Merge the gender buckets, while obeying representation constraints based on the gender proportions computed from the set of qualified candidates. The merging is designed to keep the gender proportions in the ranked list similar to the corresponding proportions in the set of qualified candidates for every index of recommendation (e.g., for the top result, for the top two results, for the top five results, and so on). Note that the merging preserves the score-based order of candidates within each gender bucket.
We adopted the post-processing approach due to the following practical considerations. First, this approach is agnostic to the specifics of each model and therefore scalable across different model choices for our application. Second, this approach is easier to incorporate as part of existing systems, since we can build a stand-alone service/component for post-processing without significant modifications to the existing components. Finally, our approach aims to ensure that the search results presented to the users of LinkedIn Recruiter are representative of the underlying talent pool.
We compute the gender proportions in the set of qualified candidates as follows. First, we use LinkedIn’s Galene search engine to obtain the set of qualified candidates that match the criteria specified as part of the search query by the user. We then compute the empirical distribution over the genders to understand the required gender representation constraints, and use this distribution for computing our representation metrics (after the fact, for evaluation), and apply re-ranking (during recommendation). Next, we present the architecture for our ranking system.

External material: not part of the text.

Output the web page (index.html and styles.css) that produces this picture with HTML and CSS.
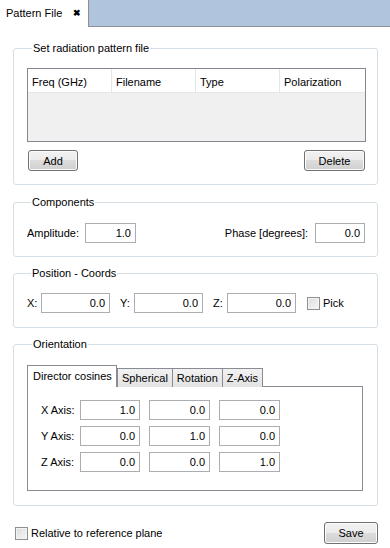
FILE: index.html
```html
<!DOCTYPE html>
<html>
<head>
<meta charset="utf-8">
<link rel="stylesheet" href="styles.css">
</head>
<body>
<div class="tabbar">
  <div class="doc-tab"><span>Pattern File</span><span class="close">✖</span></div>
  <div class="tabfill"></div>
</div>
<div class="content">
  <fieldset class="group g1">
    <legend>Set radiation pattern file</legend>
    <div class="table">
      <div class="thead">
        <div class="th">Freq (GHz)</div>
        <div class="th">Filename</div>
        <div class="th">Type</div>
        <div class="th">Polarization</div>
      </div>
    </div>
    <div class="btnrow">
      <button class="btn add">Add</button>
      <button class="btn del">Delete</button>
    </div>
  </fieldset>

  <fieldset class="group g2">
    <legend>Components</legend>
    <div class="row spread">
      <div class="pair"><span class="lbl amp">Amplitude:</span><span class="field w51">1.0</span></div>
      <div class="pair"><span class="lbl phase">Phase [degrees]:</span><span class="field w50">0.0</span></div>
    </div>
  </fieldset>

  <fieldset class="group g3">
    <legend>Position - Coords</legend>
    <div class="row coords">
      <span class="lbl cl">X:</span><span class="field w69">0.0</span>
      <span class="lbl cl gapl">Y:</span><span class="field w69">0.0</span>
      <span class="lbl cl gapl">Z:</span><span class="field w69">0.0</span>
      <span class="check pick"></span><span class="lbl">Pick</span>
    </div>
  </fieldset>

  <fieldset class="group g4">
    <legend>Orientation</legend>
    <div class="tabs">
      <div class="tab active">Director cosines</div>
      <div class="tab">Spherical</div>
      <div class="tab">Rotation</div>
      <div class="tab">Z-Axis</div>
    </div>
    <div class="pane">
      <div class="axisrow"><span class="albl">X Axis:</span><span class="field w60">1.0</span><span class="field w61">0.0</span><span class="field w61">0.0</span></div>
      <div class="axisrow"><span class="albl">Y Axis:</span><span class="field w60">0.0</span><span class="field w61">1.0</span><span class="field w61">0.0</span></div>
      <div class="axisrow"><span class="albl">Z Axis:</span><span class="field w60">0.0</span><span class="field w61">0.0</span><span class="field w61">1.0</span></div>
    </div>
  </fieldset>

  <div class="footer">
    <div class="pair"><span class="check"></span><span class="lbl">Relative to reference plane</span></div>
    <button class="btn save">Save</button>
  </div>
</div>
</body>
</html>
```

FILE: styles.css
```css
* { box-sizing: border-box; }
html, body { margin: 0; padding: 0; background: #ffffff; }
body {
  font-family: "Liberation Sans", Arial, sans-serif;
  font-size: 11px;
  color: #000;
  width: 390px;
  height: 548px;
  overflow: hidden;
}
.tabbar { display: flex; height: 27px; }
.doc-tab {
  width: 89px;
  height: 27px;
  background: #fff;
  border-right: 1px solid #8e8f92;
  display: flex;
  align-items: center;
  padding: 0 0 2px 6px;
  gap: 11px;
}
.doc-tab .close { font-size: 9px; font-weight: bold; }
.tabfill {
  flex: 1;
  background: #b0c4de;
  border-bottom: 1px solid #8e8f92;
}
.content { padding: 14px 12px 0 13px; }
.group {
  margin: 0;
  border: 1px solid #d5dfe5;
  border-radius: 3px;
  min-width: 0;
}
.group legend {
  line-height: 14px;
  padding: 0 1px;
  margin-left: 5px;
}
.g1 { padding: 13px 11px 13px 13px; }
.g2 { margin-top: 10px; padding: 14px 12px 13px 12px; }
.g3 { margin-top: 9px; padding: 13px 12px 14px 12px; }
.g4 { margin-top: 9px; padding: 14px 14px 14px 13px; }

.table {
  height: 74px;
  border: 1px solid #828790;
  background: #f0f0f0;
}
.thead { display: flex; height: 24px; background: #fff; }
.th {
  width: 84px;
  border-right: 1px solid #e5e5e5;
  border-bottom: 1px solid #e5e5e5;
  padding: 7px 0 0 4px;
}
.th:last-child { flex: 1; border-right: none; }

.btnrow { display: flex; justify-content: space-between; margin-top: 8px; padding-left: 1px; padding-right: 1px; }
.btn {
  font-family: inherit;
  font-size: 11px;
  color: #000;
  height: 21px;
  border: 1px solid #707070;
  border-radius: 3px;
  background: linear-gradient(#f2f2f2 0%, #ebebeb 49%, #dddddd 50%, #cfcfcf 100%);
  box-shadow: inset 0 0 0 1px #fcfcfc;
  padding: 0;
}
.add { width: 50px; }
.del { width: 61px; }
.save { width: 54px; height: 22px; }

.row { display: flex; align-items: center; }
.spread { justify-content: space-between; }
.pair { display: flex; align-items: center; }
.lbl { white-space: nowrap; }
.amp { margin-left: 1px; margin-right: 6px; }
.phase { margin-right: 7px; }
.field {
  display: inline-block;
  height: 20px;
  border: 1px solid #abadb3;
  background: #fff;
  text-align: right;
  padding: 3px 4px 0 0;
  line-height: 13px;
}
.w51 { width: 51px; }
.w50 { width: 50px; }
.w69 { width: 69px; }
.w60 { width: 60px; }
.w61 { width: 61px; margin-left: 9px; }
.coords .cl { margin-left: 1px; width: 14px; }
.coords .gapl { margin-left: 10px; }
.check {
  display: inline-block;
  width: 13px;
  height: 13px;
  border: 1px solid #8f8f8f;
  background: linear-gradient(135deg, #dcdcdc, #f6f6f6);
  box-shadow: inset 0 0 0 1px #f4f4f4;
  margin-right: 3px;
}
.pick { margin-left: 11px; }

.tabs { display: flex; align-items: flex-end; height: 22px; position: relative; z-index: 1; }
.tab {
  height: 19px;
  border: 1px solid #898c95;
  border-bottom: none;
  background: linear-gradient(#f2f2f2, #e3e3e3);
  padding: 3px 4px 0 4px;
  margin-left: -1px;
  white-space: nowrap;
}
.tab.active {
  height: 22px;
  background: #fff;
  margin-left: 0;
  padding: 4px 5px 0 5px;
  width: 90px;
  margin-right: 1px;
}
.pane {
  margin-top: -1px;
  border: 1px solid #898c95;
  background: #fff;
  padding: 13px 0 17px 13px;
  height: 105px;
}
.axisrow { display: flex; align-items: center; height: 20px; margin-bottom: 6px; }
.albl { width: 39px; text-align: left; white-space: nowrap; }
.axisrow .w60 { margin-left: 0; width: 60px; }
.axisrow .albl + .field { margin-left: 0; }

.footer {
  display: flex;
  justify-content: space-between;
  align-items: center;
  margin-top: 16px;
  margin-left: 2px;
  padding-right: 0;
}
```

Figure 2 details our two-tiered ranking architecture for achieving gender-representative ranking for LinkedIn Talent Search systems. While the details of our machine learning models optimized for two-way (Recruiter-Candidate) interest are out of the scope of this post, we direct the interested reader to some of our team’s research papers (BigData’15, WWWCompanion’16, SIGIR’18, CIKM’18–1, CIKM’18–2) describing the methodology on how we train our candidate ranking models.